I tried to speak. ‘Good … good afternoon …’

Her eyes stared into mine without any recognition. She was covered with a greasy-looking filth, like she’d been rolling around in the motor oil that dripped from the engines of the tricycles on the street. She smelled like she had not bathed for weeks. I took a tiny step back and resisted the urge to cover my nose.

‘M-Ma’am?’

But the woman did not seem to see me. She squatted down on her haunches, muttering to herself. She might have been praying but I wasn’t sure.

A hand touched my shoulder and I whirled around.

‘Bernardo!’ It was Sister Lydia, who lived down the road. ‘My, how you’ve grown!’

‘Sister Lydia,’ I said. And then I couldn’t go on. What is wrong with Nena? I wanted to ask. But my old fears locked the question in my throat.

Sister Lydia seemed unafraid. She stepped past me and bent down, gently helping the witch up to her feet. She spoke slowly to Sister Nena, like she was speaking to a child. ‘There, there, darling. Go back inside.’ She put a hand on Nena’s elbow and tried to usher her back into the house but the woman just turned and pressed her face against the door.

Sister Lydia turned to me. ‘She is sick. She’s been very sick since the dog bit Gabriela. You heard about it, didn’t you?’

‘Yes, I heard.’

‘And what did you want from Nena?’

I bowed my head. How could Nena free me from the curse in this state? What was I to do now? Perhaps Gabriela would know. ‘Gabriela, is she here?’

As if in answer to my question, the dog began to howl inside the house, like a wolf at the moon. Goose pimples rose on my arms and I shuffled uncomfortably. ‘Oh, that Judas. He scares me.’

Sister Lydia’s eyes widened. ‘Nardo, that isn’t Judas.’

I squinted at her. ‘What do you mean?’

‘Judas was rabid. Dangerous. After he bit Gabriela, he went wild in the streets. We had to call the police. They caught him and destroyed him.’

‘Destroyed him? Then …’

The dog’s howls became louder. They were coming from the room above our heads.

Sister Lydia covered her face with her hands. ‘The dog is dead. That sound …!’

There was a banging above our heads and a window swung open. The dog’s howls resonated from deep inside the upstairs room. They subsided for a moment and then a shrieking began, unearthly and high and sharp.

Nena suddenly began to scream. ‘Gabriela! Oh save her, Lord!
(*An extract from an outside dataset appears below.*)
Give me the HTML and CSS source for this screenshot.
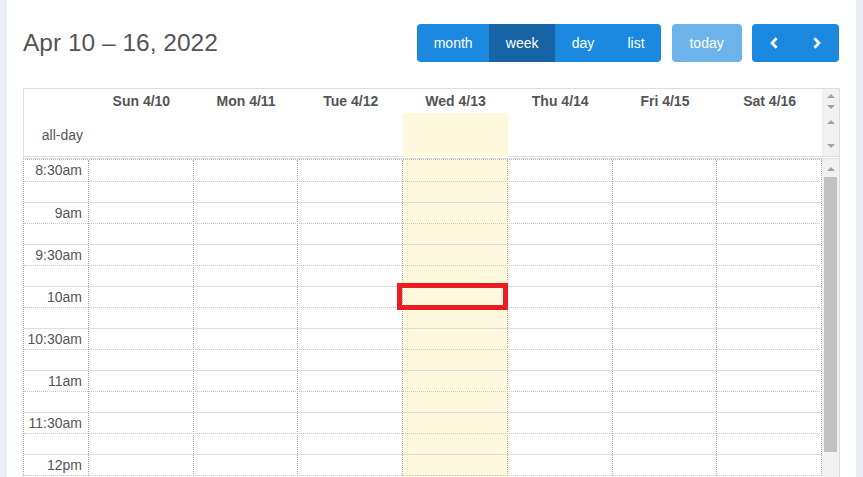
FILE: index.html
```html
<!DOCTYPE html>
<html lang="en">
<head>
<meta charset="utf-8">
<title>Calendar week</title>
<link rel="stylesheet" href="styles.css">
</head>
<body>
<div class="panel">
  <div class="toolbar">
    <h2 class="title">Apr 10 – 16, 2022</h2>
    <div class="tools">
      <div class="btn-group">
        <button class="btn">month</button>
        <button class="btn active">week</button>
        <button class="btn">day</button>
        <button class="btn">list</button>
      </div>
      <button class="btn solo today">today</button>
      <div class="btn-group">
        <button class="btn icon" aria-label="prev"><svg width="8" height="12" viewBox="0 0 8 12"><polyline points="6.6,1.2 2,6 6.6,10.8" fill="none" stroke="#fff" stroke-width="2.7"/></svg></button>
        <button class="btn icon" aria-label="next"><svg width="8" height="12" viewBox="0 0 8 12"><polyline points="1.4,1.2 6,6 1.4,10.8" fill="none" stroke="#fff" stroke-width="2.7"/></svg></button>
      </div>
    </div>
  </div>

  <div class="cal">
    <div class="cal-head">
      <div class="head-main">
        <div class="day-row">
          <div class="axis"></div>
          <div class="dh">Sun 4/10</div>
          <div class="dh">Mon 4/11</div>
          <div class="dh">Tue 4/12</div>
          <div class="dh">Wed 4/13</div>
          <div class="dh">Thu 4/14</div>
          <div class="dh">Fri 4/15</div>
          <div class="dh">Sat 4/16</div>
        </div>
        <div class="allday-row">
          <div class="axis label">all-day</div>
          <div></div><div></div><div></div>
          <div class="today-bg"></div>
          <div></div><div></div><div></div>
        </div>
      </div>
      <div class="head-scroll">
        <div class="sb sb-days"><span class="arr up"></span><span class="arr down"></span></div>
        <div class="sb sb-allday"><span class="arr up"></span><span class="arr down"></span></div>
      </div>
    </div>
    <div class="divider"></div>
    <div class="cal-body">
      <div class="body-main">
        <div class="cols">
          <div class="col axis-col"></div>
          <div class="col"></div><div class="col"></div><div class="col"></div>
          <div class="col today-bg"></div>
          <div class="col"></div><div class="col"></div><div class="col"></div>
        </div>
        <div class="slats">
          <div class="slat first"><span class="time">8:30am</span></div>
          <div class="slat"></div>
          <div class="slat major"><span class="time">9am</span></div>
          <div class="slat"></div>
          <div class="slat major"><span class="time">9:30am</span></div>
          <div class="slat"></div>
          <div class="slat major"><span class="time">10am</span></div>
          <div class="slat"></div>
          <div class="slat major"><span class="time">10:30am</span></div>
          <div class="slat"></div>
          <div class="slat major"><span class="time">11am</span></div>
          <div class="slat"></div>
          <div class="slat major"><span class="time">11:30am</span></div>
          <div class="slat"></div>
          <div class="slat major"><span class="time">12pm</span></div>
          <div class="slat"></div>
        </div>
        <div class="mark"></div>
      </div>
      <div class="body-scroll">
        <span class="arr up"></span>
        <div class="thumb"></div>
      </div>
    </div>
  </div>
</div>
</body>
</html>
```

FILE: styles.css
```css
html, body {
  margin: 0;
  padding: 0;
  height: 477px;
  overflow: hidden;
  background: #eaeef3;
}

.panel {
  margin: 0 7px;
  padding: 0 17px 0 16px;
  height: 477px;
  background: #fff;
  font-family: "Liberation Sans", Arial, sans-serif;
  color: #555;
}

.toolbar {
  display: flex;
  justify-content: space-between;
  align-items: center;
  padding-top: 24px;
  margin-bottom: 26px;
  height: 38px;
}

.title {
  margin: 0;
  font-size: 24.5px;
  font-weight: normal;
  line-height: 38px;
  color: #555;
}

.tools {
  display: flex;
  align-items: center;
  gap: 10.5px;
}

.btn-group {
  display: flex;
}

.btn {
  height: 38px;
  border: 0;
  margin: 0;
  padding: 0 16.6px;
  background: #1a89df;
  color: #fff;
  font-family: "Liberation Sans", Arial, sans-serif;
  font-size: 14px;
  line-height: 38px;
  cursor: pointer;
}

.btn-group .btn:first-child {
  border-radius: 4px 0 0 4px;
}

.btn-group .btn:last-child {
  border-radius: 0 4px 4px 0;
}

.btn.active {
  background: #1664a6;
}

.btn.solo {
  border-radius: 4px;
}

.btn.today {
  background: #6cb2eb;
  padding: 0 17.8px;
}

.btn.icon {
  width: 43.5px;
  padding: 0;
  display: flex;
  align-items: center;
  justify-content: center;
}

.btn.icon svg {
  display: block;
}

/* calendar */
.cal {
  width: 817px;
}

.cal-head {
  display: flex;
  border: 1px solid #ddd;
}

.head-main {
  flex: 1;
}

.day-row,
.allday-row {
  display: grid;
  grid-template-columns: 65px repeat(7, 1fr);
}

.day-row {
  height: 24px;
}

.dh {
  font-weight: bold;
  font-size: 14px;
  line-height: 24px;
  text-align: center;
  color: #555;
}

.allday-row {
  height: 43px;
}

.label {
  font-size: 14px;
  line-height: 43px;
  padding-top: 1px;
  box-sizing: border-box;
  text-align: right;
  padding-right: 6px;
  color: #555;
}

.today-bg {
  background: #fef8dd;
}

.head-scroll {
  width: 17px;
  background: #f1f1f1;
  display: flex;
  flex-direction: column;
}

.sb {
  display: flex;
  flex-direction: column;
  align-items: center;
  justify-content: space-between;
  box-sizing: border-box;
}

.sb-days {
  height: 24px;
  padding: 5px 0 4px;
}

.sb-allday {
  height: 43px;
  padding: 7px 0 8px;
}

.arr {
  display: block;
  width: 0;
  height: 0;
  border-left: 4px solid transparent;
  border-right: 4px solid transparent;
}

.arr.up {
  border-bottom: 4px solid #a3a3a3;
}

.arr.down {
  border-top: 4px solid #a3a3a3;
}

.divider {
  height: 1px;
  border-left: 1px solid #ddd;
  border-right: 1px solid #ddd;
  border-bottom: 1px solid #ddd;
}

.cal-body {
  display: flex;
  border-right: 1px solid #ddd;
}

.body-main {
  position: relative;
  flex: 1;
  border-left: 1px dotted #aaa;
  border-top: 1px dotted #bbb;
}

.cols {
  position: absolute;
  inset: 0;
  display: grid;
  grid-template-columns: 65px repeat(7, 1fr);
}

.col {
  border-right: 1px dotted #aaa;
}

.slats {
  position: relative;
}

.slat {
  box-sizing: border-box;
  height: 21px;
  border-top: 1px dotted #c8c8c8;
}

.slat.first {
  border-top: 0;
}

.slat.major {
  border-top: 1px solid #ddd;
}

.time {
  display: block;
  width: 64px;
  box-sizing: border-box;
  padding-right: 6px;
  text-align: right;
  font-size: 14px;
  line-height: 20px;
  color: #555;
}

.slat.first .time {
  line-height: 21px;
}

.mark {
  position: absolute;
  left: 373px;
  top: 123px;
  width: 111px;
  height: 27px;
  box-sizing: border-box;
  border: 5px solid #ec1c24;
}

.body-scroll {
  width: 17px;
  background: #f1f1f1;
  display: flex;
  flex-direction: column;
  align-items: center;
  padding-top: 8px;
}

.thumb {
  width: 13px;
  height: 275px;
  margin-top: 6px;
  background: #c1c1c1;
}
```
Gabriela!’

She threw her head back and held both arms out at the window as if someone was going to leap into her embrace.

Only then did I notice the small face staring down at us from the window. The hair was matted in long unkempt strands. If Gabriela had ever been a beauty, it was hard to see. Her expression was contorted with pain and madness. She strained towards the window, grunting like an animal. And then she opened her mouth and gave another bloodcurdling howl.

‘The dog infected Gabriela with rabies,’ Sister Lydia said, gently putting an arm around Nena, who was sobbing into the wall. ‘For a month, her mother tried to cure the illness with her spells and potions but nothing worked. By the time she took Gabriela to a doctor, it was too late. Nobody can help her now.’

29

Andi


Everything pales into insignificance.

I’ve heard that said; read it in books.

But when it fits something you know in real life. Well. Everything pales into insignificance. All our troubles. The shoebox house. The workaholic parents. The basketball, or lack of it. Everything paled in the face of what Bernardo had been through.

I am the blame. Bernardo’s soft, sad voice echoed in my head like my brain had somehow vanished and the sentence was just bouncing around in my big empty skull.

Yesterday’s Andi might have sniggered to herself – I mean, giants and witches and curses. I don’t go for Harry Potter or The Lord of the Rings or … but what Bernardo’s been through – it wasn’t just about magic, was it?


It took Gabriela a month to die of rabies.